Goal ->
Please transcribe the listing below in full and word for word, without its pictures.

Stored data ->
################

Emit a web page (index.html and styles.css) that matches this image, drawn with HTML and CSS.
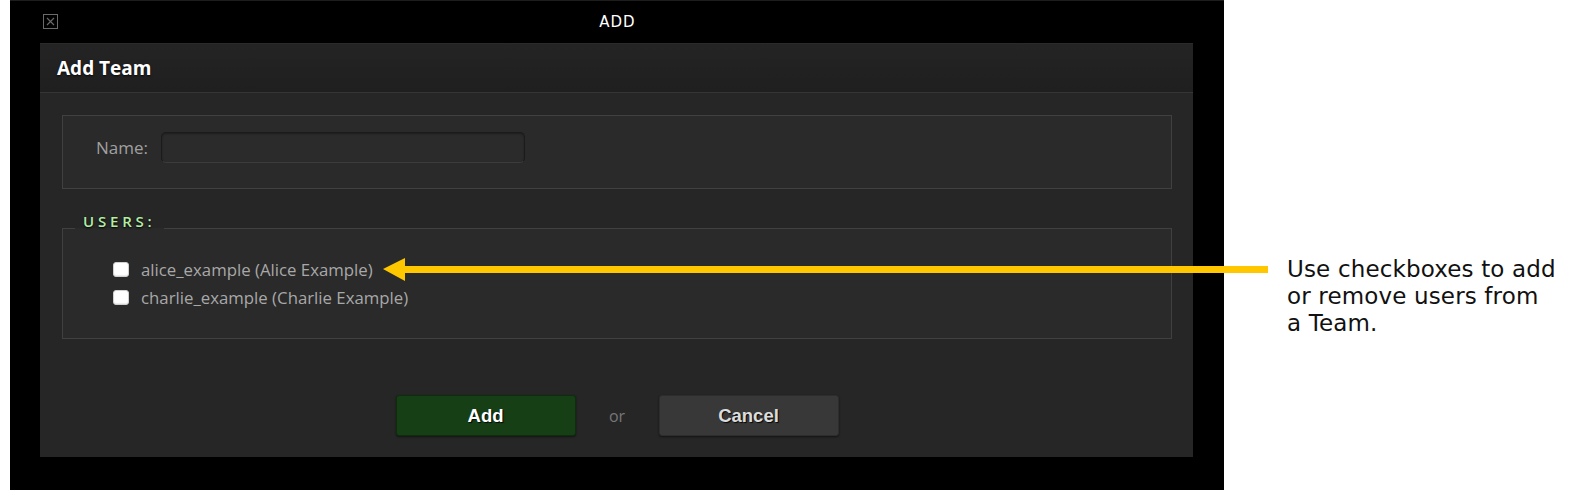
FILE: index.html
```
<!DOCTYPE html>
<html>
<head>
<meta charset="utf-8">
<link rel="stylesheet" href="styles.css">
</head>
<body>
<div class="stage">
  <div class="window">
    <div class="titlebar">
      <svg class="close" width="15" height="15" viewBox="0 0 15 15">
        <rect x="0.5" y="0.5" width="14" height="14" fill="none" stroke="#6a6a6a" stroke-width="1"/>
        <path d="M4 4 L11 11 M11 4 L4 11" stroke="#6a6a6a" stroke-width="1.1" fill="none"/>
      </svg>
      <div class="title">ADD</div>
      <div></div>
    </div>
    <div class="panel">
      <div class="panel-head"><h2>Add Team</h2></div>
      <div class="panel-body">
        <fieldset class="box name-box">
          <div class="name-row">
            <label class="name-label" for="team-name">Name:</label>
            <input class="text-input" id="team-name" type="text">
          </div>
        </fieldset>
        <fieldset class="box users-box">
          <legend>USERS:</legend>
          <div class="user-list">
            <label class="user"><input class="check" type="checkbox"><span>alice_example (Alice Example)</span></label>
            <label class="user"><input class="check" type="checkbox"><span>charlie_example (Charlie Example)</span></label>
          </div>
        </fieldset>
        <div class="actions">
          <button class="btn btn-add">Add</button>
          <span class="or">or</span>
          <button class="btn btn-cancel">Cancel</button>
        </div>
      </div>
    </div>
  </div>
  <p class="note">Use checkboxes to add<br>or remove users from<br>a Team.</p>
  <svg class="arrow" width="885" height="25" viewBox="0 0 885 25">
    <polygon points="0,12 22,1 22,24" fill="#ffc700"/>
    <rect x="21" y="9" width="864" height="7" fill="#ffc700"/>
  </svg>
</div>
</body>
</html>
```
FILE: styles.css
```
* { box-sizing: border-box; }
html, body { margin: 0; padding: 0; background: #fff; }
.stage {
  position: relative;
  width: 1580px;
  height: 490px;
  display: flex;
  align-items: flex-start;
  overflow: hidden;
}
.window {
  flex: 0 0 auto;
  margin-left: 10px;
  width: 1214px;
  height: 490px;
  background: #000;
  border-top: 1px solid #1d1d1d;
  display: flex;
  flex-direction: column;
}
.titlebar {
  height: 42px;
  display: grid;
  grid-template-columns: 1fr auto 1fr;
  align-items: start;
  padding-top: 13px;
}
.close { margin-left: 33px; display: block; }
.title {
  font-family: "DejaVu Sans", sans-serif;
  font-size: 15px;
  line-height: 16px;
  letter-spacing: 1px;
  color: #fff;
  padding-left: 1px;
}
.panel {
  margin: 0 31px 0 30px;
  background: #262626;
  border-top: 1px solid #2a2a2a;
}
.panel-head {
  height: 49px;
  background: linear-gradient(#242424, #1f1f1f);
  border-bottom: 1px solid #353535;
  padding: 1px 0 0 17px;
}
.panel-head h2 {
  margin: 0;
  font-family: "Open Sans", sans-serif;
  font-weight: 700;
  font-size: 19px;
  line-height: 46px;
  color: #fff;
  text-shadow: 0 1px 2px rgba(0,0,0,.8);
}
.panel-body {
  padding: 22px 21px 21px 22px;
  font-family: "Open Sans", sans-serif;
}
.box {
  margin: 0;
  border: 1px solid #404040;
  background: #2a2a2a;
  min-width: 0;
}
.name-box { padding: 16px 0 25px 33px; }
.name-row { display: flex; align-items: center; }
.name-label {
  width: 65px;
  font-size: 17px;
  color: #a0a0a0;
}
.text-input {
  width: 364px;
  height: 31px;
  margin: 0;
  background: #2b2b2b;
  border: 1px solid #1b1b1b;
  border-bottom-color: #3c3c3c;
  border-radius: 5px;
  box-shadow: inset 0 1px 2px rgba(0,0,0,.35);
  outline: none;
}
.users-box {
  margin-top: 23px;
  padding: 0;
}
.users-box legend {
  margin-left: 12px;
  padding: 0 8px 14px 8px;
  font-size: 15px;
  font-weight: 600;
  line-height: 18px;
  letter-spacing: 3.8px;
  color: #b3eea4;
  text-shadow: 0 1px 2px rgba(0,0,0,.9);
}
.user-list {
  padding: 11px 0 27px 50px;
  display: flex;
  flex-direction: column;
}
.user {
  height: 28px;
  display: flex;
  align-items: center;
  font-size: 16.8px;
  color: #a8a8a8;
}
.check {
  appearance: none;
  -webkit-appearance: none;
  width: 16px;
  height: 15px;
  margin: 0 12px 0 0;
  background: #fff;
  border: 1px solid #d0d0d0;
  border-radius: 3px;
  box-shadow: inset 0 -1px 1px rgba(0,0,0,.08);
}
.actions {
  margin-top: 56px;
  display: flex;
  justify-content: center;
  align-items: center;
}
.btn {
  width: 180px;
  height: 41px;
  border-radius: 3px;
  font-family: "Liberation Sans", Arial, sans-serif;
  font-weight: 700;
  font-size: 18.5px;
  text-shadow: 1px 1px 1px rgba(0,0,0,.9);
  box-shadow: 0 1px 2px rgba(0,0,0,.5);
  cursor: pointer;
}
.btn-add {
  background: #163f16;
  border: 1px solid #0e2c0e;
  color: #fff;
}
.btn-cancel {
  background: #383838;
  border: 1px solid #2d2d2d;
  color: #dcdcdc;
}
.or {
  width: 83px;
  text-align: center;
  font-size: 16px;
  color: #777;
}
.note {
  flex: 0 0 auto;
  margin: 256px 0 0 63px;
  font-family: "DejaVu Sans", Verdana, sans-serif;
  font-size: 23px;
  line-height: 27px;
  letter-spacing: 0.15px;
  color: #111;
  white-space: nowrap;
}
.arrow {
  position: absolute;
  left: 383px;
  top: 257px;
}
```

################

Exercise result ->
Emit a web page (index.html and styles.css) that matches this image, drawn with HTML and CSS.
FILE: index.html
```
<!DOCTYPE html>
<html>
<head>
<meta charset="utf-8">
<link rel="stylesheet" href="styles.css">
</head>
<body>
<div class="stage">
  <div class="window">
    <div class="titlebar">
      <svg class="close" width="15" height="15" viewBox="0 0 15 15">
        <rect x="0.5" y="0.5" width="14" height="14" fill="none" stroke="#6a6a6a" stroke-width="1"/>
        <path d="M4 4 L11 11 M11 4 L4 11" stroke="#6a6a6a" stroke-width="1.1" fill="none"/>
      </svg>
      <div class="title">ADD</div>
      <div></div>
    </div>
    <div class="panel">
      <div class="panel-head"><h2>Add Team</h2></div>
      <div class="panel-body">
        <fieldset class="box name-box">
          <div class="name-row">
            <label class="name-label" for="team-name">Name:</label>
            <input class="text-input" id="team-name" type="text">
          </div>
        </fieldset>
        <fieldset class="box users-box">
          <legend>USERS:</legend>
          <div class="user-list">
            <label class="user"><input class="check" type="checkbox"><span>alice_example (Alice Example)</span></label>
            <label class="user"><input class="check" type="checkbox"><span>charlie_example (Charlie Example)</span></label>
          </div>
        </fieldset>
        <div class="actions">
          <button class="btn btn-add">Add</button>
          <span class="or">or</span>
          <button class="btn btn-cancel">Cancel</button>
        </div>
      </div>
    </div>
  </div>
  <p class="note">Use checkboxes to add<br>or remove users from<br>a Team.</p>
  <svg class="arrow" width="885" height="25" viewBox="0 0 885 25">
    <polygon points="0,12 22,1 22,24" fill="#ffc700"/>
    <rect x="21" y="9" width="864" height="7" fill="#ffc700"/>
  </svg>
</div>
</body>
</html>
```
FILE: styles.css
```
* { box-sizing: border-box; }
html, body { margin: 0; padding: 0; background: #fff; }
.stage {
  position: relative;
  width: 1580px;
  height: 490px;
  display: flex;
  align-items: flex-start;
  overflow: hidden;
}
.window {
  flex: 0 0 auto;
  margin-left: 10px;
  width: 1214px;
  height: 490px;
  background: #000;
  border-top: 1px solid #1d1d1d;
  display: flex;
  flex-direction: column;
}
.titlebar {
  height: 42px;
  display: grid;
  grid-template-columns: 1fr auto 1fr;
  align-items: start;
  padding-top: 13px;
}
.close { margin-left: 33px; display: block; }
.title {
  font-family: "DejaVu Sans", sans-serif;
  font-size: 15px;
  line-height: 16px;
  letter-spacing: 1px;
  color: #fff;
  padding-left: 1px;
}
.panel {
  margin: 0 31px 0 30px;
  background: #262626;
  border-top: 1px solid #2a2a2a;
}
.panel-head {
  height: 49px;
  background: linear-gradient(#242424, #1f1f1f);
  border-bottom: 1px solid #353535;
  padding: 1px 0 0 17px;
}
.panel-head h2 {
  margin: 0;
  font-family: "Open Sans", sans-serif;
  font-weight: 700;
  font-size: 19px;
  line-height: 46px;
  color: #fff;
  text-shadow: 0 1px 2px rgba(0,0,0,.8);
}
.panel-body {
  padding: 22px 21px 21px 22px;
  font-family: "Open Sans", sans-serif;
}
.box {
  margin: 0;
  border: 1px solid #404040;
  background: #2a2a2a;
  min-width: 0;
}
.name-box { padding: 16px 0 25px 33px; }
.name-row { display: flex; align-items: center; }
.name-label {
  width: 65px;
  font-size: 17px;
  color: #a0a0a0;
}
.text-input {
  width: 364px;
  height: 31px;
  margin: 0;
  background: #2b2b2b;
  border: 1px solid #1b1b1b;
  border-bottom-color: #3c3c3c;
  border-radius: 5px;
  box-shadow: inset 0 1px 2px rgba(0,0,0,.35);
  outline: none;
}
.users-box {
  margin-top: 23px;
  padding: 0;
}
.users-box legend {
  margin-left: 12px;
  padding: 0 8px 14px 8px;
  font-size: 15px;
  font-weight: 600;
  line-height: 18px;
  letter-spacing: 3.8px;
  color: #b3eea4;
  text-shadow: 0 1px 2px rgba(0,0,0,.9);
}
.user-list {
  padding: 11px 0 27px 50px;
  display: flex;
  flex-direction: column;
}
.user {
  height: 28px;
  display: flex;
  align-items: center;
  font-size: 16.8px;
  color: #a8a8a8;
}
.check {
  appearance: none;
  -webkit-appearance: none;
  width: 16px;
  height: 15px;
  margin: 0 12px 0 0;
  background: #fff;
  border: 1px solid #d0d0d0;
  border-radius: 3px;
  box-shadow: inset 0 -1px 1px rgba(0,0,0,.08);
}
.actions {
  margin-top: 56px;
  display: flex;
  justify-content: center;
  align-items: center;
}
.btn {
  width: 180px;
  height: 41px;
  border-radius: 3px;
  font-family: "Liberation Sans", Arial, sans-serif;
  font-weight: 700;
  font-size: 18.5px;
  text-shadow: 1px 1px 1px rgba(0,0,0,.9);
  box-shadow: 0 1px 2px rgba(0,0,0,.5);
  cursor: pointer;
}
.btn-add {
  background: #163f16;
  border: 1px solid #0e2c0e;
  color: #fff;
}
.btn-cancel {
  background: #383838;
  border: 1px solid #2d2d2d;
  color: #dcdcdc;
}
.or {
  width: 83px;
  text-align: center;
  font-size: 16px;
  color: #777;
}
.note {
  flex: 0 0 auto;
  margin: 256px 0 0 63px;
  font-family: "DejaVu Sans", Verdana, sans-serif;
  font-size: 23px;
  line-height: 27px;
  letter-spacing: 0.15px;
  color: #111;
  white-space: nowrap;
}
.arrow {
  position: absolute;
  left: 383px;
  top: 257px;
}
```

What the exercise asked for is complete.